After staying some time in Switzerland, and having made a short trip to Paris, he was married to Sophie Haller on the 18th of April, 1790, and soon after quitted Bern with his young wife, to return home. On this journey, they visited and took up their abode with Wieland, and cultivated the friendship of Herder, Hufeland, Bode, Reinhold and Schiller. The first interview with Schiller is very striking. "As we entered Schiller's room, his gentle, amiable and affectionate wife approached us smiling, and led Sophie and Mrs. Reinhold to the sofa; whilst he, high and pale, with his yellow, untrimmed hair, and with a penetrating glance of his almost staring eye, approached us, and bade me welcome. He had toothache and a swelled cheek, and was obliged to hold a handkerchief to his mouth, as it was painful to him to talk. He was extremely friendly, but his assumed liveliness could not conceal the expression of deep care. I begged that he would spare himself, as I saw how much he suffered; and now his wife seated herself at the piano, in order that Sophie, with whom she was very cordial, might hear what she had lately learned. We talked of music, of which Schiller knows nothing whatever, and yet is very fond.

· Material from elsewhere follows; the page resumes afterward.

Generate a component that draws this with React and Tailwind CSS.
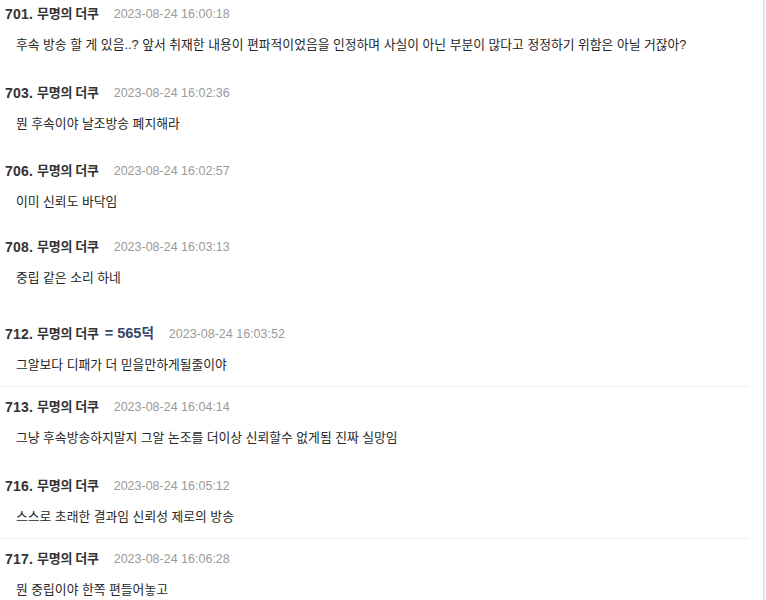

"We took our leave, mutually lamenting to have found him in so sad a condition. Reinhold, on the way, made me acquainted with his circumstances; which are so sorrowful as to make one almost weep over them. He has only about two hundred rix-dollars yearly income that is certain, and he requires twelve hundred, as he will and must live elegantly-that is his weak side; and therefore

he is obliged to work like a slave from morning to night. He has only few attendants of his class, because he does not possess the peculiar talent and the patience to deliver lectures; and is, therefore, dependent on the publishers, who do not allow him sufficient time for his works, and thus he gets deeper and deeper into debt. At the present moment, he is writing 'The History of the Thirty Years' War.'

"Schiller is a volcano, whose top is covered with snow. He appears cold in all his intercourse with his most intimate friends; and especially with his wife this coldness prevails. In company, he is absolutely nothing; not in the least entertaining, not in the least witty, but for the most part silent. Never has any one been able to draw from him a good conceit, never issues there a bon mot from his lips; yet sometimes, but very rarely indeed, he becomes excited, and then he excites every one around him to tears. He never gives to his wife, or to any of his friends, an affectionate word; but is cold, dry and morose. In his writings, on the contrary, he is a totally different man; and in all his letters there are spirit and cordiality. Did not necessity compel him, he would certainly cease, if not to write, to publish. Paupertas impulet audax; otherwise we should not have got one of his latest noble works, not even 'Don Carlos.' The ideal which he has placed before himself, stands so infinitely high, that he never will be able to approach it. Dissatisfied with all that he produces, he would leave it lying in his desk, if the stomach had not different caprices to the head."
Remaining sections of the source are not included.